Alle reden vom Sparen, nur Bausenator Jürgen Klemann (CDU) nicht. In einem Bericht an das Abgeordnetenhaus fordert er nicht nur Milliardenbeträge für fünf Entwicklungsgebiete, sondern schlägt sogar vor, angesichts der dramatischen Haushaltssituation Kredite in Höhe von knapp 2 Milliarden Mark aufzunehmen. In dem über 100seitigen Bericht schreibt der Senator weiter, daß sich die Fertigstellung aller Entwicklungsgebiete bis ins Jahr 2010 verzögern wird.

Ursprünglich sollten die Wasserstadt Oberhavel sowie die Eldenaer Straße bis zum Jahr 2002 sowie Biesdorf Süd, die Rummelsburger Bucht und Johanisthal- Adlershof bis zum Jahr 2005 realisiert sein.
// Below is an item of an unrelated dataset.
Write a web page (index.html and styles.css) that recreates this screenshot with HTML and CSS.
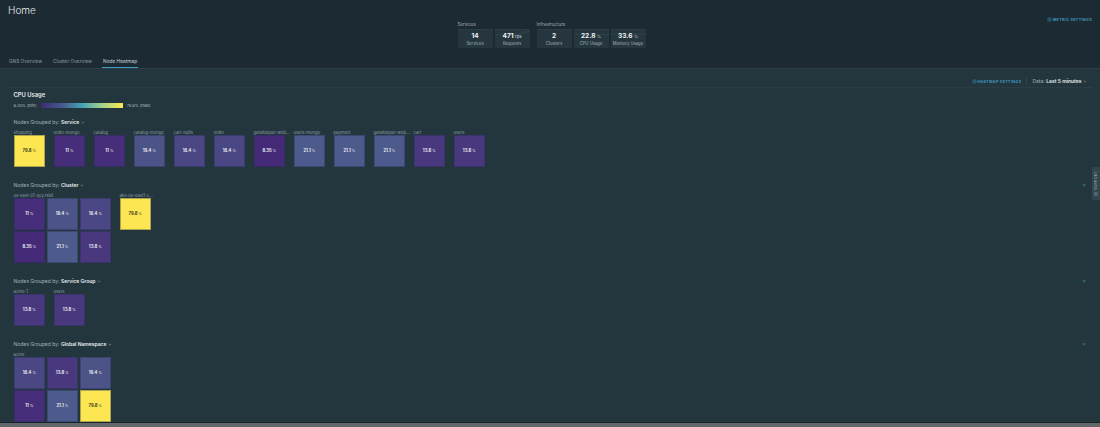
FILE: index.html
```html
<!DOCTYPE html>
<html lang="en">
<head>
    <meta charset="UTF-8">
    <title>Home</title>
    <link rel="stylesheet" href="styles.css">
</head>
<body>
    <header class="top">
        <h1 class="page-title">Home</h1>
        <div class="summary">
            <div class="summary-group">
                <div class="summary-label">Services</div>
                <div class="summary-cards">
                    <div class="stat"><b>14</b><span>Services</span></div>
                    <div class="stat"><svg class="spark" viewBox="0 0 35 19"><path d="M0 6l5-2 5 3 6-3 5 1 6-2 8-2"/></svg><b>471 <i>rps</i></b><span>Requests</span></div>
                </div>
            </div>
            <div class="summary-group">
                <div class="summary-label">Infrastructure</div>
                <div class="summary-cards">
                    <div class="stat"><b>2</b><span>Clusters</span></div>
                    <div class="stat"><svg class="spark" viewBox="0 0 35 19"><path d="M0 5l6-1 5 2 6-3 6 2 6-1 6 1"/></svg><b>22.8 <i>%</i></b><span>CPU Usage</span></div>
                    <div class="stat"><svg class="spark" viewBox="0 0 35 19"><path d="M0 4l8 0 6 1 7-1 7 0 7 0"/></svg><b>33.6 <i>%</i></b><span>Memory Usage</span></div>
                </div>
            </div>
        </div>
        <a class="settings-link metric-link"><svg class="gear" viewBox="0 0 10 10"><circle cx="5" cy="5" r="3.6"/><circle cx="5" cy="5" r="1.2"/></svg>METRIC SETTINGS</a>
    </header>
    <nav class="tabs">
        <a>GNS Overview</a>
        <a>Cluster Overview</a>
        <a class="active">Node Heatmap</a>
    </nav>
    <main class="content">
        <div class="toolbar">
            <a class="settings-link"><svg class="gear" viewBox="0 0 10 10"><circle cx="5" cy="5" r="3.6"/><circle cx="5" cy="5" r="1.2"/></svg>HEATMAP SETTINGS</a>
            <span class="toolbar-sep"></span>
            <span class="data-range">Data: <b>Last 5 minutes</b><svg class="caret" viewBox="0 0 6 4"><path d="M1 1l2 2 2-2"/></svg></span>
        </div>
        <h2 class="metric-title">CPU Usage</h2>
        <div class="legend">
            <span>8.35% (min)</span>
            <span class="legend-bar"></span>
            <span>79.8% (max)</span>
        </div>

        <section class="group group-service">
            <div class="group-title">Nodes Grouped by: <b>Service</b><svg class="caret" viewBox="0 0 6 4"><path d="M1 1l2 2 2-2"/></svg></div>
            <div class="blocks">
                <div class="block"><label>shopping</label><div class="cells one"><div class="cell c798">79.8 <i>%</i></div></div></div>
                <div class="block"><label>order-mongo</label><div class="cells one"><div class="cell c11">11 <i>%</i></div></div></div>
                <div class="block"><label>catalog</label><div class="cells one"><div class="cell c11">11 <i>%</i></div></div></div>
                <div class="block"><label>catalog-mongo</label><div class="cells one"><div class="cell c194">19.4 <i>%</i></div></div></div>
                <div class="block"><label>cart-redis</label><div class="cells one"><div class="cell c164">16.4 <i>%</i></div></div></div>
                <div class="block"><label>order</label><div class="cells one"><div class="cell c164">16.4 <i>%</i></div></div></div>
                <div class="block"><label>gatekeeper-web...</label><div class="cells one"><div class="cell c835">8.35 <i>%</i></div></div></div>
                <div class="block"><label>users-mongo</label><div class="cells one"><div class="cell c211">21.1 <i>%</i></div></div></div>
                <div class="block"><label>payment</label><div class="cells one"><div class="cell c211">21.1 <i>%</i></div></div></div>
                <div class="block"><label>gatekeeper-web...</label><div class="cells one"><div class="cell c211">21.1 <i>%</i></div></div></div>
                <div class="block"><label>cart</label><div class="cells one"><div class="cell c138">13.8 <i>%</i></div></div></div>
                <div class="block"><label>users</label><div class="cells one"><div class="cell c138">13.8 <i>%</i></div></div></div>
            </div>
        </section>

        <section class="group">
            <button class="close">×</button>
            <div class="group-title">Nodes Grouped by: <b>Cluster</b><svg class="caret" viewBox="0 0 6 4"><path d="M1 1l2 2 2-2"/></svg></div>
            <div class="blocks">
                <div class="block wide">
                    <label>us-east-01-qcy.tsbil</label>
                    <div class="cells three">
                        <div class="cell c11">11 <i>%</i></div>
                        <div class="cell c194">19.4 <i>%</i></div>
                        <div class="cell c164">16.4 <i>%</i></div>
                        <div class="cell c835">8.35 <i>%</i></div>
                        <div class="cell c211">21.1 <i>%</i></div>
                        <div class="cell c138">13.8 <i>%</i></div>
                    </div>
                </div>
                <div class="block"><label>aks-us-east1-c...</label><div class="cells one"><div class="cell c798">79.8 <i>%</i></div></div></div>
            </div>
        </section>

        <section class="group">
            <button class="close">×</button>
            <div class="group-title">Nodes Grouped by: <b>Service Group</b><svg class="caret" viewBox="0 0 6 4"><path d="M1 1l2 2 2-2"/></svg></div>
            <div class="blocks">
                <div class="block"><label>acme-1</label><div class="cells one"><div class="cell c138">13.8 <i>%</i></div></div></div>
                <div class="block"><label>users</label><div class="cells one"><div class="cell c138">13.8 <i>%</i></div></div></div>
            </div>
        </section>

        <section class="group">
            <button class="close">×</button>
            <div class="group-title">Nodes Grouped by: <b>Global Namespace</b><svg class="caret" viewBox="0 0 6 4"><path d="M1 1l2 2 2-2"/></svg></div>
            <div class="blocks">
                <div class="block wide">
                    <label>acme</label>
                    <div class="cells three">
                        <div class="cell c164">16.4 <i>%</i></div>
                        <div class="cell c138">13.8 <i>%</i></div>
                        <div class="cell c194">19.4 <i>%</i></div>
                        <div class="cell c11">11 <i>%</i></div>
                        <div class="cell c211">21.1 <i>%</i></div>
                        <div class="cell c798">79.8 <i>%</i></div>
                    </div>
                </div>
            </div>
        </section>
        <div class="support"><span>SUPPORT</span><svg class="support-icon" viewBox="0 0 6 6"><circle cx="3" cy="3" r="2.2"/></svg></div>
    </main>
    <div class="bottom-strip"></div>
</body>
</html>
```

FILE: styles.css
```css
* {
    box-sizing: border-box;
}

body {
    margin: 0;
    height: 427px;
    overflow: hidden;
    background-color: #1c2a33;
    font-family: Inter, "Liberation Sans", sans-serif;
    color: #c5ced3;
    display: flex;
    flex-direction: column;
}

/* Header */
.top {
    position: relative;
    height: 54px;
    flex: none;
    padding: 4px 5px 0 8px;
}

.page-title {
    margin: 0;
    font-size: 10px;
    font-weight: 300;
    line-height: 13px;
    color: #e6ecef;
}

.summary {
    display: flex;
    justify-content: center;
    gap: 7px;
    margin-top: 5px;
}

.summary-label {
    font-size: 4.5px;
    line-height: 6px;
    color: #a3b0b7;
    margin-bottom: 1px;
}

.summary-cards {
    display: flex;
    gap: 2px;
}

.stat {
    position: relative;
    width: 35px;
    height: 19px;
    background-color: #25363f;
    border-top: 1px solid #2b3e47;
    text-align: center;
    display: flex;
    flex-direction: column;
    align-items: center;
    padding-top: 2px;
}

.spark {
    position: absolute;
    top: 0;
    left: 0;
    width: 35px;
    height: 19px;
    fill: none;
    stroke: #3a505a;
    stroke-width: 0.5;
}

.stat b {
    position: relative;
    font-size: 6.5px;
    line-height: 9px;
    color: #eef2f4;
}

.stat i {
    font-size: 4px;
    font-style: normal;
    color: #a3b0b7;
}

.stat span {
    position: relative;
    font-size: 4.2px;
    line-height: 6px;
    white-space: nowrap;
    color: #a3b0b7;
}

.settings-link {
    display: flex;
    align-items: center;
    font-size: 3.8px;
    font-weight: 700;
    letter-spacing: 0.3px;
    color: #3f95b8;
}

.metric-link {
    position: absolute;
    top: 17px;
    right: 8px;
}

.gear {
    width: 5px;
    height: 5px;
    margin-right: 1px;
    fill: none;
    stroke: #3f95b8;
    stroke-width: 1;
}

/* Tabs */
.tabs {
    height: 14px;
    flex: none;
    display: flex;
    gap: 9px;
    padding-left: 8px;
    font-size: 4.8px;
    line-height: 15px;
    color: #8d9ca4;
}

.tabs a {
    padding: 0 1px;
}

.tabs .active {
    color: #c9d3d8;
    border-bottom: 1px solid #3f9fc4;
}

/* Content */
.content {
    position: relative;
    height: 355px;
    flex: none;
    background-color: #23363d;
    border-top: 1px solid #2d3e47;
    border-bottom: 1px solid #16242a;
    padding: 0 8px 0 13.5px;
}

.bottom-strip {
    flex: 1;
    background-color: #62676a;
}

.toolbar {
    display: flex;
    justify-content: flex-end;
    align-items: center;
    height: 19px;
    margin-left: -5.5px;
    padding: 6px 5px 0 0;
    border-bottom: 1px solid #2c3d45;
}

.toolbar-sep {
    width: 1px;
    height: 7px;
    background-color: #34464f;
    margin: 0 5px;
}

.data-range {
    font-size: 5px;
    color: #a3b0b7;
    display: flex;
    align-items: center;
    gap: 1.5px;
}

.data-range b {
    color: #e6ecef;
    font-weight: 600;
}

.caret {
    width: 4px;
    height: 3px;
    fill: none;
    stroke: #9aa8af;
    stroke-width: 0.8;
}

.metric-title {
    margin: 3px 0 0;
    font-size: 5.8px;
    line-height: 8px;
    font-weight: 600;
    color: #e6ecef;
}

.legend {
    display: flex;
    align-items: center;
    gap: 4px;
    margin-top: 3.5px;
    font-size: 4px;
    line-height: 5px;
    color: #b4bfc5;
}

.legend-bar {
    width: 82px;
    height: 5px;
    background: linear-gradient(to right, #3f2a78, #46578c 25%, #45a3b5 50%, #a5d48a 75%, #fde84f);
}

.group {
    position: relative;
    margin-top: 15px;
}

.group-service {
    margin-top: 11px;
}

.group-title {
    display: flex;
    align-items: center;
    gap: 1.5px;
    font-size: 5px;
    line-height: 7px;
    color: #a3b0b7;
}

.group-title b {
    color: #e6ecef;
    font-weight: 600;
}

.close {
    position: absolute;
    top: 0;
    right: 6px;
    padding: 0;
    border: none;
    background: none;
    font-size: 6px;
    line-height: 7px;
    color: #3f7f9e;
}

.blocks {
    display: flex;
    gap: 8.5px;
    margin-top: 4.5px;
}

.block {
    width: 31.5px;
}

.block.wide {
    width: 97.5px;
}

.block label {
    display: block;
    font-size: 4.2px;
    line-height: 5px;
    color: #8d9ca4;
    white-space: nowrap;
}

.cells {
    display: grid;
    gap: 1.5px;
    grid-auto-rows: 31.5px;
}

.cells.one { grid-template-columns: 31.5px; }
.cells.three { grid-template-columns: repeat(3, 31.5px); }

.cell {
    display: flex;
    align-items: center;
    justify-content: center;
    gap: 1px;
    font-size: 4.2px;
    font-weight: 700;
    color: #e8ecf0;
    border: 1px solid rgba(30, 40, 70, 0.35);
}

.cell i {
    font-size: 3.4px;
    font-style: normal;
    font-weight: 400;
}

.c798 { background-color: #fce652; color: #3a3a20; }
.c835 { background-color: #452a78; }
.c11 { background-color: #472e7a; }
.c138 { background-color: #4a387e; }
.c164 { background-color: #4b4684; }
.c194 { background-color: #4c5387; }
.c211 { background-color: #4d5a8c; }

.support {
    position: absolute;
    top: 98px;
    right: 0;
    width: 8px;
    height: 33px;
    background-color: #33464f;
    border-radius: 2px 0 0 2px;
    display: flex;
    flex-direction: column;
    align-items: center;
    justify-content: center;
    gap: 1.5px;
}

.support span {
    writing-mode: vertical-rl;
    transform: rotate(180deg);
    font-size: 3.6px;
    letter-spacing: 0.3px;
    color: #a3b0b7;
}

.support-icon {
    width: 4px;
    height: 4px;
    fill: none;
    stroke: #a3b0b7;
    stroke-width: 0.8;
}
```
Auf den insgesamt 870 Hektar sollten 31.000 Wohnungen sowie Büros und Gewerbe mit einer Nutzfläche von 4,4 Millionen Quadratmetern entstehen. Von den Baumaßnahmen, so die damalige Überzeugung des Senats, könnten 77.000 Arbeitsplätze gesichert oder neu geschaffen werden. Nach den Berechnungen der Bauverwaltung fehlen für die Finanzierung der Projekte allerdings 1,95 Milliarden Mark. Bis Ende dieses Jahrzehnts sollen Investitionen für „zwingend erforderliche Infrastrukturmaßnahmen“ von knapp einer halben Milliarde Mark notwendig sein. Mehr als 300 Millionen Mark will Klemann über Kredite finanzieren. In seinem Bericht schlägt er ersatzweise drei weitere Möglichkeiten vor, bei denen Banken den gesamten Betrag finanzieren. Die Bauverwaltung hat die fünf Entwicklungsgebiete in 33 Teilgebiete untergliedert, von denen acht erst „nach dem Jahr 2006 entwicklelt werden“ sollen.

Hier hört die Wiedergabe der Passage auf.